El hecho de que existan marcadas diferencias entre aranceles tiene enormes consecuencias para los costos de la actividad económica. Un insumo que está protegido le confiere poderes de monopolio al beneficiario, a la vez que le incrementa los costos al productor que emplea esa materia prima o componente. El funcionario que establece esas distinciones le imprime un costo adicional a toda la cadena productiva, sacando de competencia a los demás productores y a sus productos, comenzando por los exportadores. Todo por una política de subsidio y protección mal entendida, cuando no por un favor que luego se torna en un privilegio intocable.

El argumento del sector privado es más interesado pero igualmente poderoso. Los empresarios están enojados, y tienen razón de estarlo, porque los cambios de las últimas décadas los han obligado a competir con una mano amarrada en la espalda. En ese tiempo se eliminaron subsidios, se elevaron los precios de los insumos provistos por el gobierno, sobre todo los energéticos, y se abrió la economía a la competencia por vía de las importaciones. Al mismo tiempo, prácticamente no se hizo nada por mejorar las condiciones de operación de las empresas: la infraestructura sigue siendo de ínfima calidad, los costos de los servicios (como telefonía y crédito) son elevadísimos, la inseguridad pública ha incrementado los costos por robos (y pagos de protección), y la complejidad burocrática se ha elevado de manera irracional (por impuestos novedosos y por la falta de coordinación entre autoridades de distintos niveles de gobierno). El hecho tangible es que el país dista de ser un paraíso para las empresas (para esto vale la pena ver el libro de Verónica Baz: Crecer a pesar de México).

El problema del lado empresarial es que su planteamiento no lleva a que se resuelvan los entuertos, contradicciones e impedimentos, sino a que se construya -o, más correctamente, reconstruya- la lógica de la protección y los subsidios. Evidentemente, los empresarios tienen toda la razón al argumentar que es necesario que el gobierno actúe en todos los frentes y no sólo en el que se le facilita más y que no entraña costos directos para la burocracia. Pero su embate ha sido el contrario: no más tratados de libre comercio, no más apertura, no más competencia. El llamado del sector privado es muy claro: más subsidios y más protección para regresar al pasado idílico (que, por supuesto, nunca existió).

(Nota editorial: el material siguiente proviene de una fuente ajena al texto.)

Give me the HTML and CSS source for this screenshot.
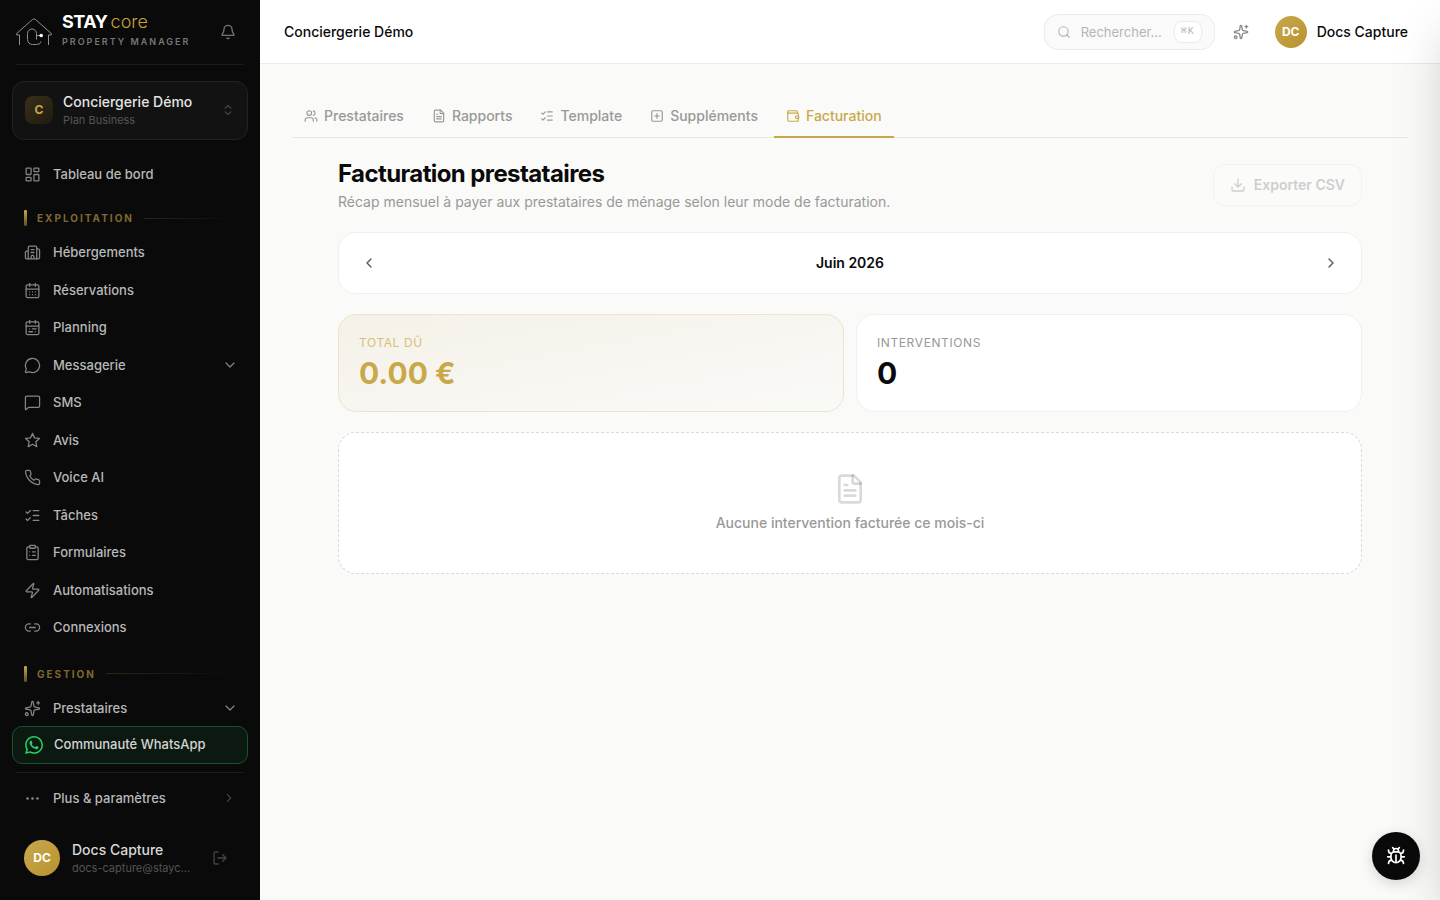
FILE: index.html
```html
<!DOCTYPE html>
<html lang="fr">
<head>
    <meta charset="UTF-8">
    <meta name="viewport" content="width=device-width, initial-scale=1.0">
    <title>Facturation prestataires - STAYcore</title>
    <link rel="stylesheet" href="styles.css">
</head>
<body>
    <!-- Shared icons -->
    <svg class="sprite" aria-hidden="true">
        <symbol id="i-sparkles" viewBox="0 0 24 24">
            <path d="M11.017 2.814a1 1 0 0 1 1.966 0l1.051 5.558a2 2 0 0 0 1.594 1.594l5.558 1.051a1 1 0 0 1 0 1.966l-5.558 1.051a2 2 0 0 0-1.594 1.594l-1.051 5.558a1 1 0 0 1-1.966 0l-1.051-5.558a2 2 0 0 0-1.594-1.594l-5.558-1.051a1 1 0 0 1 0-1.966l5.558-1.051a2 2 0 0 0 1.594-1.594zM20 2v4M22 4h-4"/><circle cx="4" cy="20" r="2"/>
        </symbol>
        <symbol id="i-list" viewBox="0 0 24 24">
            <path d="M13 5h8M13 12h8M13 19h8M3 17l2 2 4-4M3 7l2 2 4-4"/>
        </symbol>
        <symbol id="i-file" viewBox="0 0 24 24">
            <path d="M15 2H6a2 2 0 0 0-2 2v16a2 2 0 0 0 2 2h12a2 2 0 0 0 2-2V7z"/><path d="M14 2v5a1 1 0 0 0 1 1h5"/><path d="M10 9H8M16 13H8M16 17H8"/>
        </symbol>
        <symbol id="i-down" viewBox="0 0 24 24"><path d="m6 9 6 6 6-6"/></symbol>
        <symbol id="i-right" viewBox="0 0 24 24"><path d="m9 18 6-6-6-6"/></symbol>
        <symbol id="i-left" viewBox="0 0 24 24"><path d="m15 18-6-6 6-6"/></symbol>
    </svg>

    <div class="app">
        <aside class="sidebar">
            <div class="brand">
                <svg class="brand-logo" viewBox="0 0 36 28">
                    <path d="M3.500 27V17H.7v-1.500L16.500 1.500q1.500-1.300 3 0L35.300 15.500V17H32.500V27"/>
                    <path d="M20.500 21.500v-6a4.500 4.500 0 0 0-9 0v6a5 5 0 0 0 5 5h4q4 0 4.500-3M20.500 17.500H25"/>
                    <circle class="brand-dot" cx="25.200" cy="17.500" r="1.800"/>
                </svg>
                <div class="brand-text">
                    <div class="brand-name"><strong>STAY</strong><span>core</span></div>
                    <div class="brand-sub">PROPERTY MANAGER</div>
                </div>
                <button class="icon-btn bell" type="button" aria-label="Notifications">
                    <svg class="icon" viewBox="0 0 24 24"><path d="M10.268 21a2 2 0 0 0 3.464 0M3.262 15.326A1 1 0 0 0 4 17h16a1 1 0 0 0 .740-1.673C19.410 13.956 18 12.499 18 8A6 6 0 0 0 6 8c0 4.499-1.411 5.956-2.738 7.326"/></svg>
                </button>
            </div>

            <button class="workspace" type="button">
                <span class="workspace-badge">C</span>
                <span class="stack">
                    <span class="workspace-name">Conciergerie Démo</span>
                    <span class="workspace-plan">Plan Business</span>
                </span>
                <svg class="icon workspace-arrows" viewBox="0 0 24 24"><path d="m7 15 5 5 5-5M7 9l5-5 5 5"/></svg>
            </button>

            <nav class="nav">
                <a class="nav-link" href="#">
                    <svg class="icon" viewBox="0 0 24 24"><rect x="3" y="3" width="7" height="9" rx="1"/><rect x="14" y="3" width="7" height="5" rx="1"/><rect x="14" y="12" width="7" height="9" rx="1"/><rect x="3" y="16" width="7" height="5" rx="1"/></svg>
                    Tableau de bord
                </a>

                <h2 class="nav-title">Exploitation</h2>
                <a class="nav-link" href="#">
                    <svg class="icon" viewBox="0 0 24 24"><path d="M10 12h4M10 8h4M14 21v-3a2 2 0 0 0-4 0v3M6 10H4a2 2 0 0 0-2 2v7a2 2 0 0 0 2 2h16a2 2 0 0 0 2-2V9a2 2 0 0 0-2-2h-2"/><path d="M6 21V5a2 2 0 0 1 2-2h8a2 2 0 0 1 2 2v16"/></svg>
                    Hébergements
                </a>
                <a class="nav-link" href="#">
                    <svg class="icon" viewBox="0 0 24 24"><path d="M8 2v4M16 2v4M3 10h18M8 14h.01M12 14h.01M16 14h.01M8 18h.01M12 18h.01M16 18h.01"/><rect x="3" y="4" width="18" height="18" rx="2"/></svg>
                    Réservations
                </a>
                <a class="nav-link" href="#">
                    <svg class="icon" viewBox="0 0 24 24"><path d="M8 2v4M16 2v4M3 10h18M8 14h.01M12 14h5M7 18h5M16 18h.01"/><rect x="3" y="4" width="18" height="18" rx="2"/></svg>
                    Planning
                </a>
                <a class="nav-link" href="#">
                    <svg class="icon" viewBox="0 0 24 24"><path d="M2.992 16.342a2 2 0 0 1 .094 1.167l-1.065 3.290a1 1 0 0 0 1.236 1.168l3.413-.998a2 2 0 0 1 1.099.092 10 10 0 1 0-4.777-4.719"/></svg>
                    Messagerie
                    <svg class="icon nav-arrow"><use href="#i-down"/></svg>
                </a>
                <a class="nav-link" href="#">
                    <svg class="icon" viewBox="0 0 24 24"><path d="M22 17a2 2 0 0 1-2 2H6.828a2 2 0 0 0-1.414.586l-2.202 2.202A.710.710 0 0 1 2 21.286V5a2 2 0 0 1 2-2h16a2 2 0 0 1 2 2z"/></svg>
                    SMS
                </a>
                <a class="nav-link" href="#">
                    <svg class="icon" viewBox="0 0 24 24"><path d="m12 2 2.900 6.300 6.900.800-5.100 4.700 1.400 6.800L12 17.200l-6.100 3.400 1.400-6.800-5.100-4.700 6.900-.8z"/></svg>
                    Avis
                </a>
                <a class="nav-link" href="#">
                    <svg class="icon" viewBox="0 0 24 24"><path d="M22 16.920v3a2 2 0 0 1-2.180 2 19.790 19.790 0 0 1-8.630-3.070 19.500 19.500 0 0 1-6-6 19.790 19.790 0 0 1-3.070-8.670A2 2 0 0 1 4.110 2h3a2 2 0 0 1 2 1.720 12.840 12.840 0 0 0 .7 2.810 2 2 0 0 1-.45 2.110L8.090 9.910a16 16 0 0 0 6 6l1.270-1.270a2 2 0 0 1 2.110-.45 12.840 12.840 0 0 0 2.810.7A2 2 0 0 1 22 16.920z"/></svg>
                    Voice AI
                </a>
                <a class="nav-link" href="#">
                    <svg class="icon"><use href="#i-list"/></svg>
                    Tâches
                </a>
                <a class="nav-link" href="#">
                    <svg class="icon" viewBox="0 0 24 24"><rect x="8" y="2" width="8" height="4" rx="1"/><path d="M16 4h2a2 2 0 0 1 2 2v14a2 2 0 0 1-2 2H6a2 2 0 0 1-2-2V6a2 2 0 0 1 2-2h2M12 11h4M12 16h4M8 11h.01M8 16h.01"/></svg>
                    Formulaires
                </a>
                <a class="nav-link" href="#">
                    <svg class="icon" viewBox="0 0 24 24"><path d="M4 14a1 1 0 0 1-.78-1.630l9.900-10.200a.5.5 0 0 1 .86.460l-1.920 6.020A1 1 0 0 0 13 10h7a1 1 0 0 1 .78 1.630l-9.900 10.200a.5.5 0 0 1-.86-.46l1.920-6.020A1 1 0 0 0 11 14z"/></svg>
                    Automatisations
                </a>
                <a class="nav-link" href="#">
                    <svg class="icon" viewBox="0 0 24 24"><path d="M9 17H7A5 5 0 0 1 7 7h2M15 7h2a5 5 0 1 1 0 10h-2M8 12h8"/></svg>
                    Connexions
                </a>

                <h2 class="nav-title">Gestion</h2>
                <a class="nav-link" href="#">
                    <svg class="icon"><use href="#i-sparkles"/></svg>
                    Prestataires
                    <svg class="icon nav-arrow"><use href="#i-down"/></svg>
                </a>
            </nav>

            <a class="whatsapp" href="#">
                <svg class="whatsapp-icon" viewBox="0 0 24 24"><path d="M17.472 14.382c-.297-.149-1.758-.867-2.030-.967-.273-.099-.471-.148-.670.150-.197.297-.767.966-.940 1.164-.173.199-.347.223-.644.075-.297-.150-1.255-.463-2.390-1.475-.883-.788-1.480-1.761-1.653-2.059-.173-.297-.018-.458.130-.606.134-.133.298-.347.446-.520.149-.174.198-.298.298-.497.099-.198.050-.371-.025-.520-.075-.149-.669-1.612-.916-2.207-.242-.579-.487-.500-.669-.510-.173-.008-.371-.010-.570-.010-.198 0-.520.074-.792.372-.272.297-1.040 1.016-1.040 2.479 0 1.462 1.065 2.875 1.213 3.074.149.198 2.096 3.200 5.077 4.487.709.306 1.262.489 1.694.625.712.227 1.360.195 1.871.118.571-.085 1.758-.719 2.006-1.413.248-.694.248-1.289.173-1.413-.074-.124-.272-.198-.570-.347m-5.421 7.403h-.004a9.870 9.870 0 0 1-5.031-1.378l-.361-.214-3.741.982.998-3.648-.235-.374a9.860 9.860 0 0 1-1.510-5.260c.001-5.450 4.436-9.884 9.888-9.884 2.640 0 5.122 1.030 6.988 2.898a9.825 9.825 0 0 1 2.893 6.994c-.003 5.450-4.437 9.884-9.885 9.884m8.413-18.297A11.815 11.815 0 0 0 12.050 0C5.495 0 .160 5.335.157 11.892c0 2.096.547 4.142 1.588 5.945L.057 24l6.305-1.654a11.882 11.882 0 0 0 5.683 1.448h.005c6.554 0 11.890-5.335 11.893-11.893a11.821 11.821 0 0 0-3.480-8.413z"/></svg>
                Communauté WhatsApp
            </a>

            <div class="sidebar-more">
                <a class="nav-link" href="#">
                    <svg class="icon dots" viewBox="0 0 24 24"><circle cx="12" cy="12" r="1"/><circle cx="19" cy="12" r="1"/><circle cx="5" cy="12" r="1"/></svg>
                    Plus &amp; paramètres
                    <svg class="icon nav-arrow more-arrow"><use href="#i-right"/></svg>
                </a>
            </div>

            <div class="account">
                <span class="avatar avatar-lg">DC</span>
                <span class="stack">
                    <span class="account-name">Docs Capture</span>
                    <span class="account-mail">docs-capture@stayc...</span>
                </span>
                <button class="icon-btn logout" type="button" aria-label="Se déconnecter">
                    <svg class="icon" viewBox="0 0 24 24"><path d="m16 17 5-5-5-5M21 12H9M9 21H5a2 2 0 0 1-2-2V5a2 2 0 0 1 2-2h4"/></svg>
                </button>
            </div>
        </aside>

        <div class="page">
            <header class="topbar">
                <div class="topbar-title">Conciergerie Démo</div>
                <label class="search">
                    <svg class="icon" viewBox="0 0 24 24"><circle cx="11" cy="11" r="8"/><path d="m21 21-4.300-4.300"/></svg>
                    <input type="text" placeholder="Rechercher..." aria-label="Rechercher">
                    <kbd>⌘K</kbd>
                </label>
                <button class="icon-btn assistant" type="button" aria-label="Assistant">
                    <svg class="icon"><use href="#i-sparkles"/></svg>
                </button>
                <button class="user" type="button">
                    <span class="avatar">DC</span>
                    Docs Capture
                </button>
            </header>

            <main class="content">
                <nav class="tabs">
                    <a class="tab" href="#">
                        <svg class="icon" viewBox="0 0 24 24"><path d="M16 21v-2a4 4 0 0 0-4-4H6a4 4 0 0 0-4 4v2M16 3.128a4 4 0 0 1 0 7.744M22 21v-2a4 4 0 0 0-3-3.870"/><circle cx="9" cy="7" r="4"/></svg>
                        Prestataires
                    </a>
                    <a class="tab" href="#">
                        <svg class="icon"><use href="#i-file"/></svg>
                        Rapports
                    </a>
                    <a class="tab" href="#">
                        <svg class="icon"><use href="#i-list"/></svg>
                        Template
                    </a>
                    <a class="tab" href="#">
                        <svg class="icon" viewBox="0 0 24 24"><rect x="3" y="3" width="18" height="18" rx="2"/><path d="M8 12h8M12 8v8"/></svg>
                        Suppléments
                    </a>
                    <a class="tab active" href="#" aria-current="page">
                        <svg class="icon" viewBox="0 0 24 24"><path d="M19 7V4a1 1 0 0 0-1-1H5a2 2 0 0 0 0 4h15a1 1 0 0 1 1 1v4h-3a2 2 0 0 0 0 4h3a1 1 0 0 0 1-1v-2a1 1 0 0 0-1-1"/><path d="M3 5v14a2 2 0 0 0 2 2h15a1 1 0 0 0 1-1v-4"/></svg>
                        Facturation
                    </a>
                </nav>

                <div class="billing">
                    <div class="billing-head">
                        <div>
                            <h1>Facturation prestataires</h1>
                            <p>Récap mensuel à payer aux prestataires de ménage selon leur mode de facturation.</p>
                        </div>
                        <button class="export" type="button" disabled>
                            <svg class="icon" viewBox="0 0 24 24"><path d="M12 15V3M21 15v4a2 2 0 0 1-2 2H5a2 2 0 0 1-2-2v-4M7 10l5 5 5-5"/></svg>
                            Exporter CSV
                        </button>
                    </div>

                    <div class="card month">
                        <button class="icon-btn" type="button" aria-label="Mois précédent">
                            <svg class="icon"><use href="#i-left"/></svg>
                        </button>
                        <span>Juin 2026</span>
                        <button class="icon-btn" type="button" aria-label="Mois suivant">
                            <svg class="icon"><use href="#i-right"/></svg>
                        </button>
                    </div>

                    <div class="stats">
                        <div class="card stat stat-gold">
                            <div class="stat-label">Total dû</div>
                            <div class="stat-value">0.00 €</div>
                        </div>
                        <div class="card stat">
                            <div class="stat-label">Interventions</div>
                            <div class="stat-value">0</div>
                        </div>
                    </div>

                    <div class="card empty">
                        <svg class="icon"><use href="#i-file"/></svg>
                        <p>Aucune intervention facturée ce mois-ci</p>
                    </div>
                </div>
            </main>
        </div>
    </div>

    <button class="bug-btn" type="button" aria-label="Signaler un bug">
        <svg class="icon" viewBox="0 0 24 24"><path d="M12 20v-9M14 7a4 4 0 0 1 4 4v3a6 6 0 0 1-12 0v-3a4 4 0 0 1 4-4zM14.120 3.880 16 2M21 21a4 4 0 0 0-3.810-4M21 5a4 4 0 0 1-3.550 3.970M22 13h-4M3 21a4 4 0 0 1 3.810-4M3 5a4 4 0 0 0 3.550 3.970M6 13H2M8 2l1.880 1.880M9 7.130V6a3 3 0 1 1 6 0v1.130"/></svg>
    </button>

    <!-- Closed drawer, sits past the right edge -->
    <aside class="drawer" aria-hidden="true"></aside>
</body>
</html>
```
FILE: styles.css
```css
* {
    box-sizing: border-box;
}

body {
    margin: 0;
    font-family: Inter, "Liberation Sans", sans-serif;
    font-size: 14px;
    line-height: 20px;
    color: #0a0a0a;
    background: #fafaf8;
}

h1, h2, p {
    margin: 0;
}

a {
    color: inherit;
    text-decoration: none;
}

button {
    font: inherit;
    color: inherit;
    background: none;
    border: none;
    padding: 0;
    cursor: pointer;
}

.sprite {
    display: none;
}

.icon {
    width: 16px;
    height: 16px;
    flex-shrink: 0;
    fill: none;
    stroke: currentColor;
    stroke-width: 2;
    stroke-linecap: round;
    stroke-linejoin: round;
}

.icon-btn {
    display: flex;
    align-items: center;
    justify-content: center;
    width: 32px;
    height: 32px;
}

.stack {
    display: flex;
    flex-direction: column;
    flex: 1;
    min-width: 0;
    text-align: left;
}

.app {
    display: flex;
    min-height: 100vh;
}

/* Sidebar */
.sidebar {
    width: 260px;
    flex-shrink: 0;
    display: flex;
    flex-direction: column;
    padding: 0 12px;
    background: #0a0a0a;
    color: #b8b8b8;
}

.brand {
    display: flex;
    align-items: center;
    gap: 10px;
    height: 65px;
    margin: 0 4px 16px;
    border-bottom: 1px solid #1c1c1c;
}

.brand-logo {
    width: 36px;
    height: 28px;
    fill: none;
    stroke: #909090;
    stroke-width: 1;
}

.brand-logo .brand-dot {
    fill: #fff;
    stroke: none;
}

.brand-text {
    flex: 1;
    padding-bottom: 5px;
}

.brand-name {
    display: flex;
    gap: 3px;
    font-size: 18px;
    line-height: 20px;
    color: #fff;
}

.brand-name strong {
    letter-spacing: -0.025em;
}

.brand-name span {
    font-weight: 300;
    color: #c9a23a;
}

.brand-sub {
    margin-top: 4px;
    font-size: 9px;
    line-height: 12px;
    font-weight: 600;
    letter-spacing: 2px;
    color: #777;
    white-space: nowrap;
}

.bell {
    color: #777;
}

.workspace {
    display: flex;
    align-items: center;
    gap: 10px;
    padding: 10px 12px;
    margin-bottom: 17px;
    background: #121212;
    border: 1px solid #222;
    border-radius: 12px;
}

.workspace-badge {
    width: 28px;
    height: 28px;
    border-radius: 8px;
    background: linear-gradient(135deg, #3a3018, #1d1a11);
    color: #c9a84c;
    font-size: 12px;
    line-height: 28px;
    font-weight: 700;
}

.workspace-name {
    font-weight: 500;
    line-height: 20px;
    color: #e4e4e4;
}

.workspace-plan {
    font-size: 11px;
    line-height: 1.5;
    color: #555;
}

.workspace-arrows {
    width: 14px;
    height: 14px;
    color: #444;
}

.nav {
    display: flex;
    flex-direction: column;
    gap: 2px;
}

.nav-link {
    display: flex;
    align-items: center;
    gap: 12px;
    padding: 8px 12px;
    font-size: 13px;
    line-height: 1.5;
    font-weight: 500;
    border-radius: 10px;
}

.nav-link .icon {
    width: 17px;
    height: 17px;
    color: #858585;
    stroke-width: 1.8;
}

.nav-link .nav-arrow {
    width: 16px;
    height: 16px;
    margin-left: auto;
    margin-right: -2px;
}

.nav-title {
    display: flex;
    align-items: center;
    gap: 10px;
    margin: 16px 12px 7px;
    font-size: 10px;
    line-height: 16px;
    font-weight: 700;
    letter-spacing: 2px;
    text-transform: uppercase;
    color: #80692e;
}

.nav-link + .nav-link + .nav-title {
    margin-top: 18px;
}

.nav-title::before {
    content: "";
    width: 3px;
    height: 16px;
    border-radius: 1px;
    background: linear-gradient(#c9a84c, #5e4d20);
}

.nav-title::after {
    content: "";
    flex: 1;
    height: 1px;
    background: linear-gradient(to right, #2c2614, transparent);
}

.whatsapp {
    display: flex;
    align-items: center;
    gap: 11px;
    padding: 8px 12px;
    font-size: 13px;
    font-weight: 500;
    line-height: 1.5;
    color: #d4d4d4;
    background: #0c1911;
    border: 1px solid #14532d;
    border-radius: 10px;
}

.whatsapp-icon {
    width: 18px;
    height: 18px;
    fill: #25d366;
}

.sidebar-more {
    margin: 8px 4px 0;
    padding: 8px 0;
    border-top: 1px solid #1c1c1c;
}

.sidebar-more .nav-link {
    padding: 8px;
}

.dots circle {
    fill: currentColor;
}

.nav-link .more-arrow {
    margin-right: 0;
    width: 14px;
    height: 14px;
    color: #5a5a5a;
}

.account {
    display: flex;
    align-items: center;
    gap: 12px;
    margin-top: auto;
    padding: 12px 12px 24px;
}

.avatar {
    width: 32px;
    height: 32px;
    flex-shrink: 0;
    border-radius: 50%;
    background: linear-gradient(135deg, #c9a84c, #b8922e);
    color: #fff;
    font-size: 12px;
    line-height: 32px;
    font-weight: 700;
    text-align: center;
}

.avatar-lg {
    width: 36px;
    height: 36px;
    line-height: 36px;
}

.account-name {
    font-weight: 500;
    color: #d8d8d8;
}

.account-mail {
    font-size: 11px;
    line-height: 16px;
    color: #555;
    white-space: nowrap;
}

.logout {
    color: #444;
}

/* Top bar */
.page {
    flex: 1;
    min-width: 0;
}

.topbar {
    display: flex;
    align-items: center;
    height: 64px;
    padding: 0 32px 0 24px;
    background: #fff;
    border-bottom: 1px solid #ebebeb;
}

.topbar-title {
    flex: 1;
    font-weight: 500;
}

.search {
    display: flex;
    align-items: center;
    width: 171px;
    height: 36px;
    padding: 0 12px;
    background: #fafafa;
    border: 1px solid #ebebeb;
    border-radius: 14px;
    color: #b5b5b5;
}

.search .icon {
    width: 14px;
    height: 14px;
}

.search input {
    flex: 1;
    min-width: 0;
    margin-left: 10px;
    padding: 0;
    border: none;
    outline: none;
    background: none;
    font: inherit;
    font-size: 13px;
}

.search input::placeholder {
    color: #b5b5b5;
}

.search kbd {
    padding: 0 6px;
    font-family: "Liberation Mono", monospace;
    font-size: 10px;
    line-height: 20px;
    letter-spacing: 1px;
    background: #fff;
    border: 1px solid #ebebeb;
    border-radius: 8px;
}

.assistant {
    margin: 0 18px 0 10px;
    color: #8a8a8a;
}

.user {
    display: flex;
    align-items: center;
    gap: 10px;
    font-weight: 500;
}

/* Content */
.content {
    padding: 32px;
}

.tabs {
    display: flex;
    gap: 4px;
    border-bottom: 1px solid #e8e8e8;
}

.tab {
    display: flex;
    align-items: center;
    gap: 6px;
    padding: 10px 12px;
    margin-bottom: -1px;
    border-bottom: 2px solid transparent;
    font-weight: 500;
    color: #999;
}

.tab .icon {
    width: 14px;
    height: 14px;
}

.tab.active {
    color: #c9a84c;
    border-color: #c9a84c;
}

.billing {
    display: flex;
    flex-direction: column;
    gap: 20px;
    max-width: 1024px;
    margin: 0 auto;
    padding-top: 20px;
}

.billing-head {
    display: flex;
    align-items: center;
    justify-content: space-between;
}

.billing h1 {
    font-size: 24px;
    line-height: 32px;
    font-weight: 700;
    letter-spacing: -0.025em;
}

.billing-head p {
    margin-top: 2px;
    color: #999;
}

.export {
    display: flex;
    align-items: center;
    gap: 8px;
    padding: 10px 16px;
    font-weight: 600;
    background: #fff;
    border: 1px solid #e0e0e0;
    border-radius: 12px;
    color: #6b6b6b;
    opacity: 0.3;
    cursor: default;
}

.card {
    background: #fff;
    border: 1px solid #f0f0f0;
    border-radius: 18px;
}

.month {
    display: flex;
    align-items: center;
    justify-content: space-between;
    padding: 14px;
    font-weight: 600;
}

.month .icon {
    color: #555;
}

.stats {
    display: grid;
    grid-template-columns: 1fr 1fr;
    gap: 12px;
}

.stat {
    padding: 20px;
}

.stat-label {
    font-size: 12px;
    line-height: 16px;
    letter-spacing: 0.05em;
    text-transform: uppercase;
    color: #999;
}

.stat-value {
    margin-top: 4px;
    font-size: 30px;
    line-height: 36px;
    font-weight: 700;
}

.stat-gold {
    background: linear-gradient(to bottom right, #f5f1e8, #fafaf8);
    border-color: #eee4c8;
    color: #c9a84c;
}

.stat-gold .stat-label {
    color: #d9c07a;
}

.empty {
    display: flex;
    flex-direction: column;
    align-items: center;
    gap: 8px;
    padding: 40px;
    border: 1px dashed #d9d9d9;
    font-weight: 500;
    color: #999;
}

.empty .icon {
    width: 32px;
    height: 32px;
    color: rgba(0, 0, 0, 0.15);
}

.bug-btn {
    position: fixed;
    right: 20px;
    bottom: 20px;
    display: flex;
    align-items: center;
    justify-content: center;
    width: 48px;
    height: 48px;
    border-radius: 50%;
    background: #0a0a0a;
    color: #fff;
    box-shadow: 0 4px 14px rgba(0, 0, 0, 0.15);
}

.bug-btn .icon {
    width: 20px;
    height: 20px;
}

.drawer {
    position: fixed;
    top: 0;
    bottom: 0;
    left: 100%;
    width: 420px;
    background: #fff;
    box-shadow: 0 25px 50px -12px rgba(0, 0, 0, 0.25);
}
```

Detrás de todo esto yacen dos circunstancias muy fundamentales, una que refleja nuestra realidad política y otra que nos retrotrae al pasado. Los aranceles son a los empresarios lo que la opacidad, la discrecionalidad y el rentismo sin competencia es a los políticos y funcionarios. Los aranceles son un contrapeso a los sindicatos onerosos y corruptos y a los trámites costosos que se traducen en la baja competitividad que caracteriza al país, así como precios elevados para el consumidor. No hay que darle muchas vueltas a esto: el gobierno es dado a grandes iniciativas en el papel para luego quedarse a la mitad en la instrumentación. Y eso lleva a que muchas empresas sufran y que el país padezca bajas tasas de crecimiento económico. No hay nada esotérico en nuestra realidad: mera simulación.

En el fondo, el verdadero tema no es de aranceles ni de competitividad, por válidos que ambos sean. El verdadero tema es a quién debe servir la economía, o, lo que es lo mismo, para quién trabaja el gobierno. La lógica de la protección y el subsidio que caracterizó a la política gubernamental en la segunda mitad del siglo pasado respondía a un objetivo expreso: lo importante era el productor aunque eso implicara precios elevados, mala calidad o pésimo servicio para el consumidor. En esa era lo relevante era el industrial, razón por la cual se privilegiaba al empresario con protección arancelaria, subsidios directos, requerimiento de permiso a las importaciones y toda clase de subsidios indirectos, comenzando por el de la energía.

La apertura de la economía a las importaciones que se inició en 1985 constituyó un cambio radical en la orientación de la actividad económica del país. A partir de ese momento, el privilegiado sería el consumidor que, por medio de las importaciones, tendría no sólo opciones sino, idealmente, una mejora sustancial en la calidad y precio de los productos mexicanos. Por buenos que hayan sido los resultados de esa estrategia, no fueron suficientes porque, en realidad, ni el gobierno ha llevado a cabo un proceso de apertura a fondo (la queja del sector privado) ni los empresarios han aprendido a competir (el planteamiento gubernamental).

Frente a esto, lo imperativo es acabar con la simulación y dedicar todo a acelerar el crecimiento de la economía y no a proteger al productor.